Arthur Penn's Bonnie and Clyde: Importance in the Overall History of Art
There are many different thoughts of what makes a great movie: an interesting plot, handsome actors and pretty actresses, intriguing music, powerful writing, directing, editing, etc. Bonnie and Clyde by Arthur Penn is the movie where all the above-mentioned issues go hand in hand. Arthur Penn is regarded to be an innovator, who was not afraid to introduce new lines, retell real life stories, and use killers as the main characters to evoke sympathy and understanding of the viewers; his artistic achievement into the American history was unbelievable: he did not want to change the art of the movie industry only, his main goal was to draw audience’s attention and offer new ideas to a new generation.

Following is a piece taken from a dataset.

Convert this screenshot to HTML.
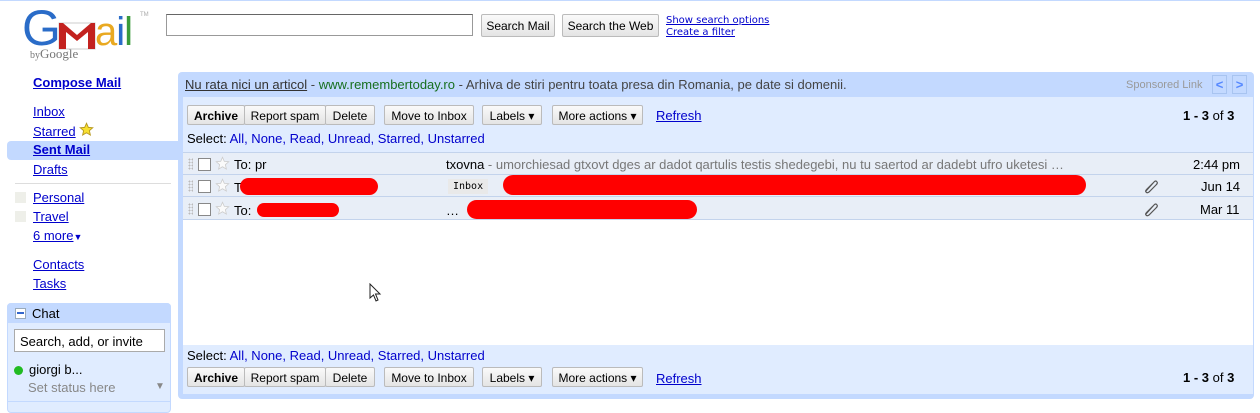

This film was created in the middle of 1900s; and along with such great works like Singing in the Rain, Kiss Me Deadly, and On the Water Front, Bonnie and Clyde depicts the main themes of the mid 1900s, peculiarities of the Great Depression, and people’s attitude to everything that went around. Bonnie and Clyde was the movie that caused “moral ambivalence that piqued the censors” (Segaloff 70). The majority of people did not understand how it was possible to support and sympathize with the killers and, what is more important, to promote the idea of rebellion against the existing financial system and the banks. It was new to see how a man is shot in his face on the moving car. First, it was a new step for Arthur Penn as a director. Second, it was a real challenge for Arthur Penn as a human to break all ethical and moral principles and kill the representative of law.
Arthur Penn showed how it is possible not to afraid of people’s reaction. His Bonnie and Clyde is a powerful example of the work that may be not accepted as soon as it was created, still, gain recognition and admiration within a short period of time.